Using the EFD ensures that the filings are processed efficiently and provides issuers with a centralized platform to manage their securities filings across different states.
Practical Tips for Compliance
- Timely Filing: Even though Indiana does not charge late fees, it is still important to file Form D and the state notice within the prescribed 15-day period after the first sale of securities. Timely filing demonstrates good faith and adherence to regulatory expectations.
- Accurate Information: Ensure that all information provided in Form D is accurate and complete. Inaccuracies or omissions can lead to complications or delays in the offering process.
- Consult with a Syndication Attorney: Working with a knowledgeable syndication attorney can help issuers navigate the notification process smoothly. An attorney can provide guidance on state-specific requirements and ensure that all necessary filings are completed correctly and on time.

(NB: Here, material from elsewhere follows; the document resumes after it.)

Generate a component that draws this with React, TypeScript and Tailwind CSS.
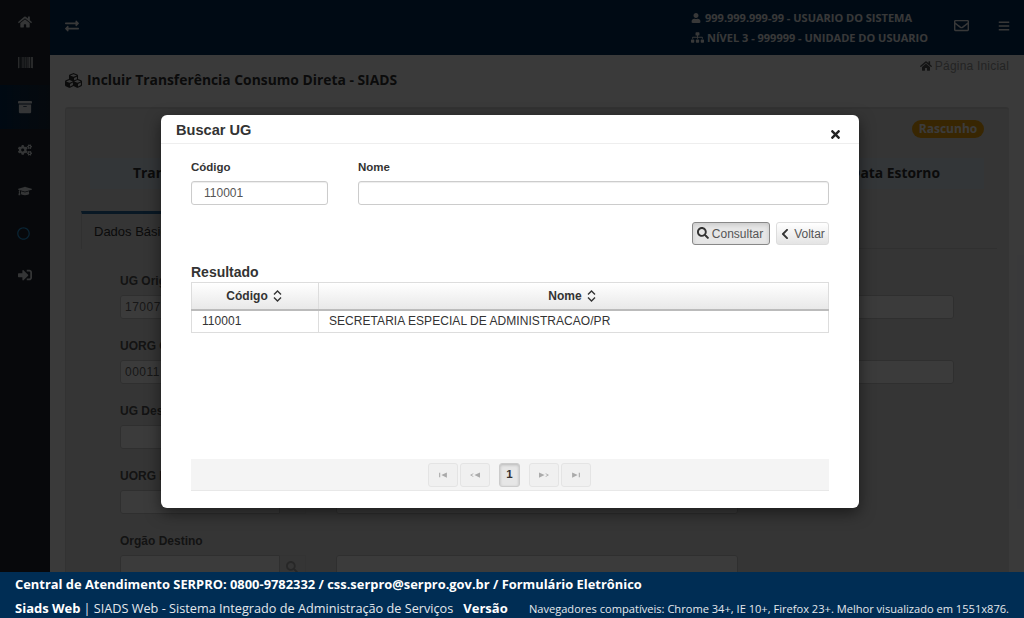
import {
  FaArchive,
  FaBars,
  FaBarcode,
  FaChevronLeft,
  FaCogs,
  FaCubes,
  FaExchangeAlt,
  FaGraduationCap,
  FaHome,
  FaRegCircle,
  FaRegEnvelope,
  FaSearch,
  FaSignInAlt,
  FaSitemap,
  FaTimes,
  FaUser,
} from "react-icons/fa";

function SortIcon() {
  return (
    <svg width="9" height="12" viewBox="0 0 9 12" fill="none" stroke="#333" strokeWidth="1.4" className="inline-block">
      <path d="M1 4.5 L4.5 1 L8 4.5" />
      <path d="M1 7.5 L4.5 11 L8 7.5" />
    </svg>
  );
}

function SeekIcon({ kind }: { kind: "first" | "prev" | "next" | "end" }) {
  const paths = {
    first: "M1 1v6h1V1zM3 4l5-3.5V7.500z",
    prev: "M0 4l3-2.500v1L1.500 4 3 5.500v1zM4 4l5-3.500v7z",
    next: "M0 .5v7l5-3.500zM6 1.500v1L7.500 4 6 5.500v1L9 4z",
    end: "M1 .5v7l5-3.500zM7 1v6h1V1z",
  };
  return (
    <svg width="10" height="6" viewBox="0 0 9 8" preserveAspectRatio="none" fill="#aaa">
      <path d={paths[kind]} />
    </svg>
  );
}

function PageButton({ kind }: { kind: "first" | "prev" | "next" | "end" }) {
  return (
    <div className="flex h-[24px] w-[30px] items-center justify-center rounded-[3px] border border-[#e4e4e4] bg-[#f0f0f0]">
      <SeekIcon kind={kind} />
    </div>
  );
}

function BackRow({ label, value, right }: { label: string; value?: string; right: string }) {
  return (
    <div className="h-[65px]">
      <div className="h-[22px] pt-[1px] text-[12px] font-bold leading-[14px] text-[#555]">{label}</div>
      <div className="flex h-[24px]">
        <div className="w-[160px] rounded-l-[3px] border border-[#ccc] bg-white pl-[4px] text-[12px] leading-[22px] tracking-[0.5px] text-[#666]">
          {value}
        </div>
        <div className="flex w-[26px] items-center justify-center border-y border-r border-[#ddd] pr-[2px]">
          <FaSearch className="text-[12px] text-[#aaa]" />
        </div>
        <div className={`ml-[30px] rounded-[3px] border border-[#ccc] bg-white ${right}`} />
      </div>
    </div>
  );
}

function Background() {
  return (
    <div className="flex h-[572px] overflow-hidden">
      {/* Sidebar */}
      <aside className="flex w-[50px] shrink-0 flex-col bg-[#1e2630] text-[14px] text-[#dfe3e8]">
        <div className="flex h-[43px] items-center justify-center pr-[1px] pt-[1px]"><FaHome /></div>
        <div className="flex h-[38px] items-center justify-center text-[15px]"><FaBarcode /></div>
        <div className="mt-[4px] flex h-[44px] items-center justify-center bg-gradient-to-r from-[#002a52] to-[#1a2a3a]"><FaArchive /></div>
        <div className="flex h-[41px] items-center justify-center"><FaCogs /></div>
        <div className="flex h-[41px] items-center justify-center"><FaGraduationCap /></div>
        <div className="flex h-[44px] items-center justify-center pr-[3px] text-[#2a9ae0]"><FaRegCircle className="text-[13px]" /></div>
        <div className="flex h-[40px] items-center justify-center"><FaSignInAlt /></div>
      </aside>

      <div className="flex min-w-0 flex-1 flex-col bg-[#f8f9fa]">
        {/* Header */}
        <header className="flex h-[55px] shrink-0 items-center bg-[#002c58] pl-[15px] pr-[14px] text-[#f2f2f2]">
          <FaExchangeAlt className="-mt-[4px] text-[14px]" />
          <div className="ml-auto font-['Open_Sans',sans-serif] text-[11px] font-bold leading-[20px]">
            <div className="flex items-center gap-[4px]"><FaUser className="text-[10px]" />999.999.999-99 - USUARIO DO SISTEMA</div>
            <div className="flex items-center gap-[3px]"><FaSitemap className="text-[13px]" />NÍVEL 3 - 999999 - UNIDADE DO USUARIO</div>
          </div>
          <FaRegEnvelope className="-mt-[4px] ml-[26px] text-[15px]" />
          <FaBars className="-mt-[4px] ml-[29px] text-[12px]" />
        </header>

        <div className="flex h-[52px] shrink-0 items-start justify-between pl-[15px] pr-[15px]">
          <div className="mt-[15px] flex items-center gap-[5px] font-['Open_Sans',sans-serif] text-[13.850px] font-bold leading-[20px] text-[#333]">
            <FaCubes className="text-[17px]" />
            Incluir Transferência Consumo Direta - SIADS
          </div>
          <div className="mt-[3px] flex items-center gap-[3px] font-['Liberation_Sans',sans-serif] text-[12px] leading-[16px] tracking-[0.2px] text-[#999]">
            <FaHome className="text-[12px] text-[#555]" />
            Página Inicial
          </div>
        </div>

        {/* Card */}
        <div className="ml-[15px] mr-[15px] flex-1 rounded-[3px] border-t-[2px] border-l border-[#d8d8d8] bg-[#e4e4e4] pl-[15px] pr-[25px]">
          <div className="flex justify-end pt-[11px]">
            <div className="h-[18px] w-[72px] rounded-full bg-[#f0a30a] text-center font-['Open_Sans',sans-serif] text-[12px] font-bold leading-[18px] text-white">
              Rascunho
            </div>
          </div>
          <div className="ml-[9px] mt-[20px] flex h-[31px] items-center justify-between bg-[#dbe8f2] pl-[43px] pr-[44px] font-['Open_Sans',sans-serif] text-[13.850px] font-bold text-[#333]">
            <span>Transferência</span>
            <span>Data Estorno</span>
          </div>
          <div className="-mr-[13px] mt-[22px] h-[38px] border-b border-[#cfcfcf]">
            <div className="h-[38px] w-[120px] border-x border-t-[3px] border-[#cfcfcf] border-t-[#2a6a9a] bg-[#e4e4e4] pl-[12px] font-['Liberation_Sans',sans-serif] text-[13px] leading-[36px] text-[#333]">
              Dados Básicos
            </div>
          </div>
          <div className="ml-[39px] mt-[24px] font-['Liberation_Sans',sans-serif]">
            <BackRow label="UG Origem" value="17007" right="w-[618px]" />
            <BackRow label="UORG Origem" value="00011" right="w-[618px]" />
            <BackRow label="UG Destino" right="w-[402px]" />
            <BackRow label="UORG Destino" right="w-[402px]" />
            <BackRow label="Orgão Destino" right="w-[402px]" />
          </div>
        </div>
      </div>
    </div>
  );
}

function Modal() {
  return (
    <div className="ml-[161px] mt-[115px] w-[698px] rounded-[6px] bg-white font-['Liberation_Sans',sans-serif] text-[#333] shadow-[0_5px_15px_rgba(0,0,0,0.5)]">
      <div className="flex h-[29px] items-start justify-between border-b border-[#eee] pl-[15px] pr-[17px]">
        <h4 className="mt-[6px] text-[14.600px] font-bold leading-[18px]">Buscar UG</h4>
        <FaTimes className="mt-[13px] text-[13px] text-[#222]" />
      </div>

      <div className="px-[30px] pb-[17px]">
        <div className="grid grid-cols-[137px_1fr] gap-x-[30px] pt-[16px]">
          <label className="h-[21px] text-[11.500px] font-bold leading-[15px]">Código</label>
          <label className="h-[21px] text-[11.500px] font-bold leading-[15px]">Nome</label>
          <div className="h-[24px] rounded-[3px] border border-[#ccc] bg-white pl-[12px] text-[12px] leading-[22px] text-[#555] shadow-[inset_0_1px_1px_rgba(0,0,0,0.075)]">
            110001
          </div>
          <div className="h-[24px] rounded-[3px] border border-[#ccc] bg-white shadow-[inset_0_1px_1px_rgba(0,0,0,0.075)]" />
        </div>

        <div className="mt-[17px] flex h-[23px] justify-end gap-[6px] text-[12px]">
          <button className="flex w-[78px] items-center justify-center gap-[3px] rounded-[3px] border border-[#888] bg-[#e6e6e6] pr-[2px] text-[#555] shadow-[inset_0_2px_4px_rgba(0,0,0,0.125)]">
            <FaSearch className="-mt-[2px] text-[12px] text-[#333]" />
            <span className="pt-[1px]">Consultar</span>
          </button>
          <button className="flex w-[53px] items-center justify-center gap-[3px] rounded-[3px] border border-[#ddd] bg-gradient-to-b from-white to-[#e4e4e4] pr-[1px] text-[#555]">
            <FaChevronLeft className="text-[12px] text-[#333]" />
            Voltar
          </button>
        </div>

        <h5 className="mt-[18px] text-[14px] font-bold leading-[19px]">Resultado</h5>
        <table className="w-full table-fixed border-collapse text-[12px] tracking-[0.05px]">
          <thead>
            <tr className="h-[27px] bg-gradient-to-b from-white to-[#e8e8e8]">
              <th className="w-[127px] border border-b-2 border-[#ddd] border-b-[#bbb] p-0 font-bold">
                <span className="inline-flex items-center gap-[5px] pr-[2px]">Código <SortIcon /></span>
              </th>
              <th className="border border-b-2 border-[#ddd] border-b-[#bbb] p-0 font-bold">
                <span className="inline-flex items-center gap-[5px] pr-[3px]">Nome <SortIcon /></span>
              </th>
            </tr>
          </thead>
          <tbody>
            <tr className="h-[23px]">
              <td className="border border-[#ddd] py-0 pl-[10px]">110001</td>
              <td className="border border-[#ddd] py-0 pl-[10px]">SECRETARIA ESPECIAL DE ADMINISTRACAO/PR</td>
            </tr>
          </tbody>
        </table>

        <div className="mt-[126px] flex h-[32px] items-center justify-center border-b border-[#e8e8e8] bg-[#f4f4f4] pr-[1px]">
          <div className="flex gap-[2px]">
            <PageButton kind="first" />
            <PageButton kind="prev" />
          </div>
          <div className="mx-[9px] flex h-[24px] w-[21px] items-center justify-center rounded-[3px] border border-[#ccc] bg-[#e6e6e6] text-[11.500px] font-bold shadow-[inset_0_1px_3px_rgba(0,0,0,0.2)]">
            1
          </div>
          <div className="flex gap-[2px]">
            <PageButton kind="next" />
            <PageButton kind="end" />
          </div>
        </div>
      </div>
    </div>
  );
}

export default function App() {
  return (
    <div className="relative h-[618px] w-[1024px] overflow-hidden">
      <Background />

      {/* Backdrop + dialog */}
      <div className="absolute inset-0 bg-black/[0.77]">
        <Modal />
      </div>

      <footer className="relative h-[46px] bg-[#002d54] pl-[15px] pr-[15px] font-['Open_Sans',sans-serif] text-white">
        <div className="pt-[3px] text-[12.900px] font-bold leading-[18px]">
          Central de Atendimento SERPRO: 0800-9782332 / css.serpro@serpro.gov.br / Formulário Eletrônico
        </div>
        <div className="mt-[6px] flex items-baseline leading-[18px]">
          <span className="text-[13px] font-bold">Siads Web</span>
          <span className="ml-[3px] text-[12.700px] text-[#e4e8ec]">| SIADS Web - Sistema Integrado de Administração de Serviços</span>
          <span className="ml-[10px] text-[13px] font-bold">Versão</span>
          <span className="ml-auto text-[11.100px] text-[#e4e8ec]">Navegadores compatíveis: Chrome 34+, IE 10+, Firefox 23+. Melhor visualizado em 1551x876.</span>
        </div>
      </footer>
    </div>
  );
}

In conclusion, while Indiana does not impose fees for filing notices of Regulation D Rule 506(b) or Rule 506(c) offerings or for late filings, issuers must still comply with the notification rules to ensure their offerings are conducted in accordance with state and federal laws. By using the NASAA Electronic Filing Depository and understanding the filing requirements, issuers can maintain regulatory compliance and focus on successfully raising capital through their offerings.

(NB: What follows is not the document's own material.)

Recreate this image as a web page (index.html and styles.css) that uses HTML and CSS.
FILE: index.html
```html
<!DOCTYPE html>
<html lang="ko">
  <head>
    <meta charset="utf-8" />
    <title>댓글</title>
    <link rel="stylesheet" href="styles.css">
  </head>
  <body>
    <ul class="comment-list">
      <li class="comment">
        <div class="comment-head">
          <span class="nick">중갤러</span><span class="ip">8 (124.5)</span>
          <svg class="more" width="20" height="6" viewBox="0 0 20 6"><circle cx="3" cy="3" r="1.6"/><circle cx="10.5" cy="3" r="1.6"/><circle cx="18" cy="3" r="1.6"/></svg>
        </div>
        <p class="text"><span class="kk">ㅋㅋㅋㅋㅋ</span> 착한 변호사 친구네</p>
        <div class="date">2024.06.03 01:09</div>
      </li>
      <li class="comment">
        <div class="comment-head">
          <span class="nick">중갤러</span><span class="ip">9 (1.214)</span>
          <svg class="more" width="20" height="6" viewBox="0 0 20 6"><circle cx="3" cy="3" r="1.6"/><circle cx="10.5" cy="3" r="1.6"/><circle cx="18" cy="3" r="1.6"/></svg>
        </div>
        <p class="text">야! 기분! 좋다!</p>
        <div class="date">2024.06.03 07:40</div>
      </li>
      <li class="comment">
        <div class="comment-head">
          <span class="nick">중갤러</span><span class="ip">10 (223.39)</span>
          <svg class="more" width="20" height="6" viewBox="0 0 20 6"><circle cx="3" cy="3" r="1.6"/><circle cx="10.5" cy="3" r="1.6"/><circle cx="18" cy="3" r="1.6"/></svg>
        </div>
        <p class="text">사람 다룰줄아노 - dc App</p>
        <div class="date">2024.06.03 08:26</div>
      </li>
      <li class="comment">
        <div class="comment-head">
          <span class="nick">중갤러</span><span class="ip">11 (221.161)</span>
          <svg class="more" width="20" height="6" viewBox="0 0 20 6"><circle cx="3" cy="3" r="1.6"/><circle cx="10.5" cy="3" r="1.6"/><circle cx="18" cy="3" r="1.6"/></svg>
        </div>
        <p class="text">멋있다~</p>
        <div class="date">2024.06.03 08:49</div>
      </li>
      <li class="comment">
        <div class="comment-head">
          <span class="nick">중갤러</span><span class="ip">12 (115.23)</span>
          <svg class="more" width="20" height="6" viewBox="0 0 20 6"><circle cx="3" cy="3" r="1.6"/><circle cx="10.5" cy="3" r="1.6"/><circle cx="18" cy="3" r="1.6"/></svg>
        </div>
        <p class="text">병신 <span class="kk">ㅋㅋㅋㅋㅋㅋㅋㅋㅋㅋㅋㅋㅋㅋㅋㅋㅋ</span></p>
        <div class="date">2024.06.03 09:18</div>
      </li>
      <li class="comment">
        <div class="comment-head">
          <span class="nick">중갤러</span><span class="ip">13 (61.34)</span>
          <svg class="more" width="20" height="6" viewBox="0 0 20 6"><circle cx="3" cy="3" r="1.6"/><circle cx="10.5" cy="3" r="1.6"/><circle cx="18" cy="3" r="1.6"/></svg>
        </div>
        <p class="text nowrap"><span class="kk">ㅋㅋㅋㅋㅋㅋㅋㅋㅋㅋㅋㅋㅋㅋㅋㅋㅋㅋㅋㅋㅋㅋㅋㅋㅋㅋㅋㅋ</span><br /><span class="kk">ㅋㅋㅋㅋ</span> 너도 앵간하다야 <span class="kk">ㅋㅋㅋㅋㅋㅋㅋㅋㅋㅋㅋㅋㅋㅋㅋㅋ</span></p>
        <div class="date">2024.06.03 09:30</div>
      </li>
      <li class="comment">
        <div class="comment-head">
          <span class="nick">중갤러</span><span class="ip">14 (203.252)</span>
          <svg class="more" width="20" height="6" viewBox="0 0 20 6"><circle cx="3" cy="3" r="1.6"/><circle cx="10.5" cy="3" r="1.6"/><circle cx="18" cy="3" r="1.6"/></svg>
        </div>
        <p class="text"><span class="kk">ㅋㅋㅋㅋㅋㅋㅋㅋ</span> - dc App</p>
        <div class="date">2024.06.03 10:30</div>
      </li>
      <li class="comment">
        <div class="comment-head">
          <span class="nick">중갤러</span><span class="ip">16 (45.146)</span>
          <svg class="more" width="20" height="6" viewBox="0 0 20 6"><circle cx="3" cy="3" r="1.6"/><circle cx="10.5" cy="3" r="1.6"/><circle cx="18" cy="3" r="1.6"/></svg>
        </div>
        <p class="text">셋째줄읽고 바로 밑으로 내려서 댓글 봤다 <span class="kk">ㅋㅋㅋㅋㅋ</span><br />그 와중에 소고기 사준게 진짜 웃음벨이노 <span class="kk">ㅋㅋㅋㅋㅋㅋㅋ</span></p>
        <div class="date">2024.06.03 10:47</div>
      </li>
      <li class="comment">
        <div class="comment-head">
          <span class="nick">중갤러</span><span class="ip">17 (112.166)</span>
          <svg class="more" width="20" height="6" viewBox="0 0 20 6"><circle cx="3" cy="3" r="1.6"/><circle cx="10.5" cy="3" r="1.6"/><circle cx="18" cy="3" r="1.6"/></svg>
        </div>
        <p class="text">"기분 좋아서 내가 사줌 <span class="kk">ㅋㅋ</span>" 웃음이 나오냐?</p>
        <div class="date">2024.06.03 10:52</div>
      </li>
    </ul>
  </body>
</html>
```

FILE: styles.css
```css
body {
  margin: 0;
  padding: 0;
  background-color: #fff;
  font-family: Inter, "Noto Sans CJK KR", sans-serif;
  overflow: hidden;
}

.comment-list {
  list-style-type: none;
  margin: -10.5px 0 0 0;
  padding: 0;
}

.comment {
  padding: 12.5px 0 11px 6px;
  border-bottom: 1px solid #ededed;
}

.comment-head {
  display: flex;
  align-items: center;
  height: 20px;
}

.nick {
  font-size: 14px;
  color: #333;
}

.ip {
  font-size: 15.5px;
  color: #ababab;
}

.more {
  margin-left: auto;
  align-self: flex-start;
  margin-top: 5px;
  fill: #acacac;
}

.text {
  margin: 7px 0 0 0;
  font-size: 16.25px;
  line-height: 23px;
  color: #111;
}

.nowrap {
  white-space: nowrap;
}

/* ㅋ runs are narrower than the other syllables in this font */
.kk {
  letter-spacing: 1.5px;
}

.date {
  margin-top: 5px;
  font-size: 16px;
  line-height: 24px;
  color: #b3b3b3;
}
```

What are Indiana’s Blue Sky Laws?
Navigating the intricacies of securities laws is essential for businesses, investors, and legal professionals. Indiana’s “blue sky laws” are designed to protect investors from fraud and ensure transparency in the issuance and trading of securities. This blog delves into various exemptions under these laws, highlighting provisions from Indiana Code sections 5-1.2-4-25, 5-1.5-9-12, 5-20-2-16, and others. These rules facilitate smoother financial operations by exempting certain securities from registration requirements, streamlining processes for economic development, infrastructure projects, and more. Understanding these exemptions can aid in effective financial planning and compliance.
IN ST 5-1.2-4-25 Bonds, guarantees, and securities; exemption from securities registration laws
Indiana Code § 5-1.2-4-25 (2021) specifies that any bonds issued by the Indiana Finance Authority and any securities issued in connection with a financing under this article are exempt from the registration and other requirements stipulated in IC 23-19 and other securities registration laws. This provision facilitates the issuance of bonds and securities by eliminating the need for compliance with certain regulatory registration requirements.

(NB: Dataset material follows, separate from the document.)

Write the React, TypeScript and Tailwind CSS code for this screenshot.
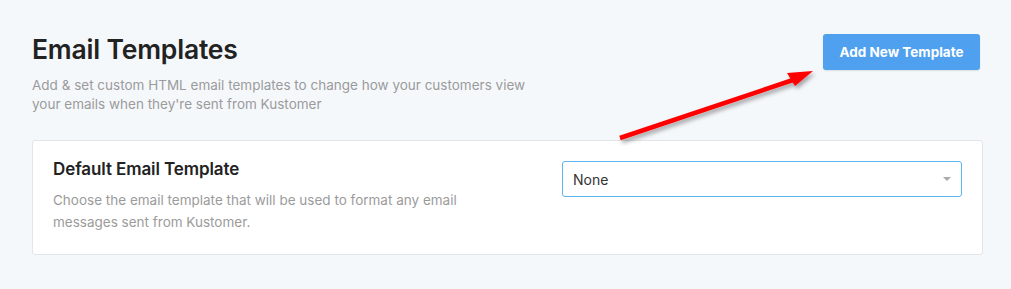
function AnnotationArrow() {
  // red callout arrow pointing at the button
  return (
    <svg
      className="pointer-events-none absolute left-0 top-0"
      width="1011"
      height="289"
      viewBox="0 0 1011 289"
    >
      <defs>
        <filter id="arrow-shadow" x="-10%" y="-30%" width="130%" height="170%">
          <feDropShadow dx="2" dy="3" stdDeviation="2" floodColor="#000" floodOpacity="0.35" />
        </filter>
      </defs>
      <g filter="url(#arrow-shadow)">
        <line x1="620" y1="138" x2="796" y2="79" stroke="#ff0000" strokeWidth="4.5" strokeLinecap="butt" />
        <polygon points="813,71 787,73 795,86" fill="#ff0000" />
      </g>
    </svg>
  );
}

export default function App() {
  return (
    <div className="relative h-[289px] w-[1011px] overflow-hidden bg-[#f5f8fb] font-['Inter',sans-serif]">
      <div className="pl-[32px] pr-[28px] pt-[33px]">
        <div className="flex items-start justify-between">
          <div>
            <h1 className="text-[26.5px] font-semibold leading-[32px] tracking-[-0.2px] text-[#222]">
              Email Templates
            </h1>
            <p className="mt-[11px] w-[500px] text-[13.5px] leading-[19px] text-[#9b9b9b]">
              Add &amp; set custom HTML email templates to change how your customers view your emails
              when they're sent from Kustomer
            </p>
          </div>
          <button
            type="button"
            className="mr-[3px] mt-px h-[36px] w-[157px] rounded-[3px] bg-[#4fa1ef] text-[13.5px] font-bold text-white shadow-[0_1px_2px_rgba(0,0,0,0.1)]"
          >
            Add New Template
          </button>
        </div>

        <section className="mt-[26px] flex h-[115px] items-start justify-between rounded-[3px] border border-[#e2e4e6] bg-white pl-[20px] pr-[20px] pt-[16px]">
          <div>
            <h2 className="text-[17px] font-semibold leading-[24px] tracking-[-0.1px] text-[#222]">
              Default Email Template
            </h2>
            <p className="mt-[8px] w-[430px] text-[13.5px] leading-[22px] text-[#9b9b9b]">
              Choose the email template that will be used to format any email messages sent from
              Kustomer.
            </p>
          </div>
          <div className="mt-[4px] flex h-[36px] w-[400px] items-center justify-between rounded-[3px] border border-[#5db5f0] pl-[10px] pr-[10px] text-[14px] text-[#333]">
            <span>None</span>
            <span className="h-0 w-0 border-x-[4px] border-t-[4px] border-x-transparent border-t-[#aaa]" />
          </div>
        </section>
      </div>
      <AnnotationArrow />
    </div>
  );
}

IN ST 5-1-14-14 Loans, expenditures, and issuance of bonds for economic development
Indiana Code § 5-1-14-14 (2017) authorizes municipalities to sell interests in notes at negotiated sales and establish revolving funds from grants, revenues, or bond proceeds for economic development. These funds can be loaned to businesses to promote employment, attract new enterprises, or retain/expand existing ones. Activities include land acquisition, infrastructure improvements, and machinery purchases. Local governments can issue notes exempt from taxation and security registration requirements, fostering economic development and industrial growth as a public purpose.
IN ST 5-1.5-9-12 Securities; registration requirements; exemption
Indiana Code § 5-1.5-9-12 exempts all securities issued under this article from the registration requirements of IC 23-19 and other securities registration statutes. This exemption is designed to streamline the issuance process for securities, reducing regulatory burdens and facilitating smoother financial operations within the framework of the Indiana Bond Bank.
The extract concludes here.